Hoy tenemos una palabra de las que no podemos prescindir: la eficiencia. Parece que nació en ámbitos técnicos, referidas a máquinas y cosas así. Se hablaba de la eficiencia de un motor, por ejemplo. Pero este término se ha ido extendiendo y ya se usa para hablar de medicinas, de medidas económicas, de proyectos educativos, de equipos de fútbol… incluso se habla de personas eficientes. Lo que hay detrás de este concepto es importante. Se trata de ver qué objetivos cumplimos, qué resultados se obtienen y a cambio de qué recursos.
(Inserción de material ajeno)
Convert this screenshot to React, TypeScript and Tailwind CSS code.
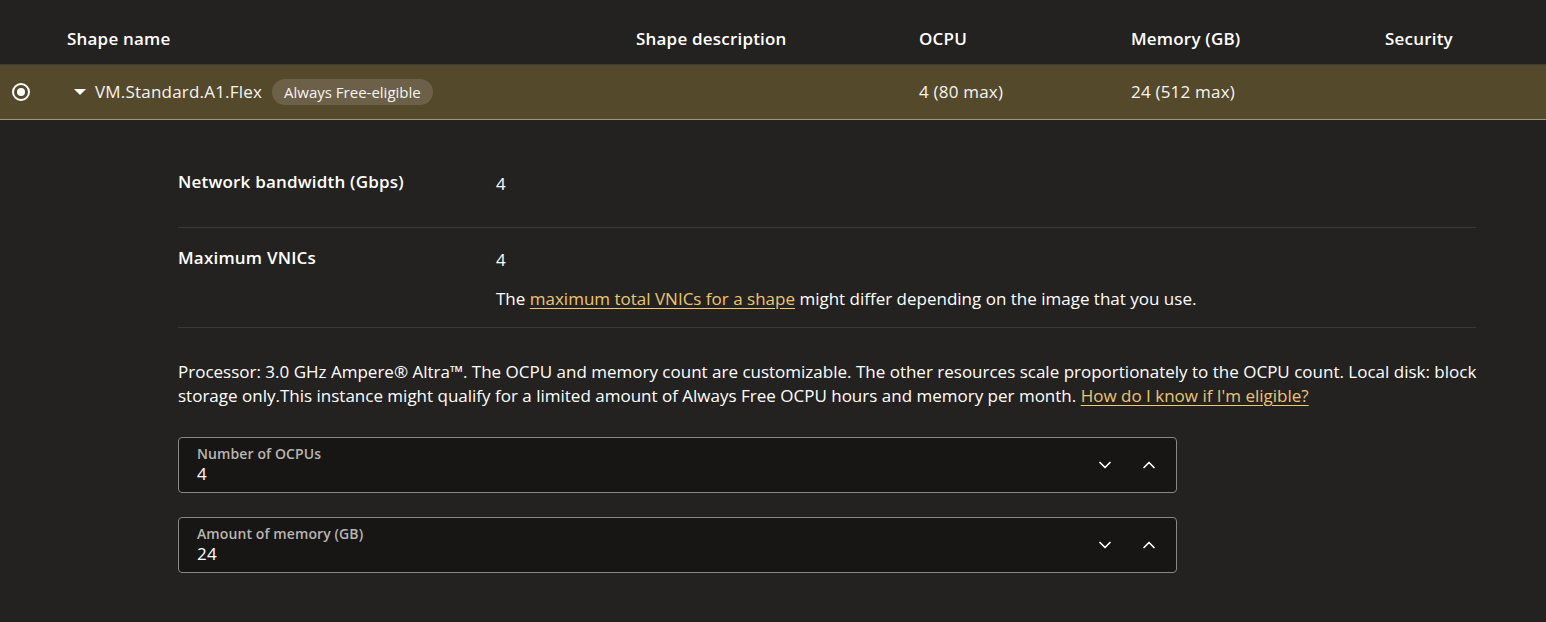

En nuestras culturas occidentales la eficiencia es un valor, y no cabe duda de que nos ayuda a progresar. Pero también parece que puede ser sano romper de vez en cuando, dejar esto a un lado y ser ineficiente. Porque quizá muchas cosas importantes de la vida son un desastre desde el punto de vista de la eficiencia: como recorrer cientos de kilómetros para ver a un amigo por un rato, pasarnos una semana de ejercicios espirituales, invertir años de esfuerzo en educar a tu hijo, dedicar horas a preparar una obra de teatro sabiendo que no saldrá adelante, plantar un árbol en un bosque por el que no va a pasar nadie…

¿Qué más cosas importantes son ineficientes?